Asymmetry in Nuclear Fission

Abstract

The two-center shell model for fission has been generalized to include asymmetric deformations. The calculation of the potential energy involves four independent shape variables, where only two were required in the symmetric calculations. Potential energy calculations have been carried out for ${}_{}{}^{202}{}_{}{}^{}\mathrm{Pb}$, ${}_{}{}^{210}{}_{}{}^{}\mathrm{Po}$, ${}_{}{}^{236}{}_{}{}^{}\mathrm{U}$, ${}_{}{}^{248}{}_{}{}^{}\mathrm{Cm}$, ${}_{}{}^{252}{}_{}{}^{}\mathrm{Fm}$, and ${}_{}{}^{264}{}_{}{}^{}\mathrm{Fm}$. Asymmetric fission is found to be energetically preferred in ${}_{}{}^{236}{}_{}{}^{}\mathrm{U}$, ${}_{}{}^{248}{}_{}{}^{}\mathrm{Cm}$, and ${}_{}{}^{252}{}_{}{}^{}\mathrm{Fm}$; and symmetric fission is preferred in ${}_{}{}^{202}{}_{}{}^{}\mathrm{Pb}$, ${}_{}{}^{210}{}_{}{}^{}\mathrm{Po}$, ${}_{}{}^{258}{}_{}{}^{}\mathrm{Fm}$, and ${}_{}{}^{264}{}_{}{}^{}\mathrm{Fm}$. Two of these nuclei, namely ${}_{}{}^{236}{}_{}{}^{}\mathrm{U}$ and ${}_{}{}^{210}{}_{}{}^{}\mathrm{Po}$, have been studied in detail. It is seen that the asymmetry in ${}_{}{}^{236}{}_{}{}^{}\mathrm{U}$ remains almost constant from the second saddle to scission, whereas in ${}_{}{}^{210}{}_{}{}^{}\mathrm{Po}$ (and also in ${}_{}{}^{202}{}_{}{}^{}\mathrm{Pb}$), the preferred shape changes from asymmetry in the region of the second saddle to symmetry in the region of scission. The results for Fm isotopes indicate that there is a transition from asymmetric fission in the lighter Fm isotopes to symmetric fission in the heavier Fm isotopes.
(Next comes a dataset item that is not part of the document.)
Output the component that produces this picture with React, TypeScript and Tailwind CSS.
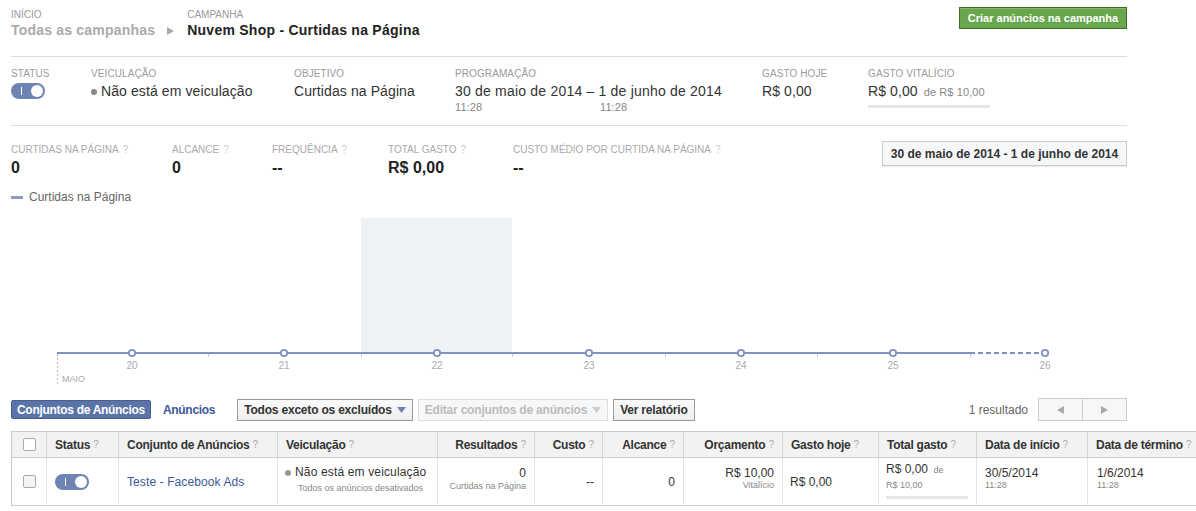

The preference for symmetric mass division in ${}_{}{}^{264}{}_{}{}^{}\mathrm{Fm}$ is very strong, since two double-magic ${}_{50}{}^{132}{}_{}{}^{}\mathrm{Sn}_{82}^{}{}_{}{}^{}$ fragments are formed at symmetry. In general, the structures which appear in the potential energy surfaces are the results of an interplay between compound-nucleus shell structure, fragment shell structures, and liquid-drop-model energies. Comparisons of our results with experimental observations indicate that the observed mass distribution is correlated with the potential energy surface in the neighborhood of scission.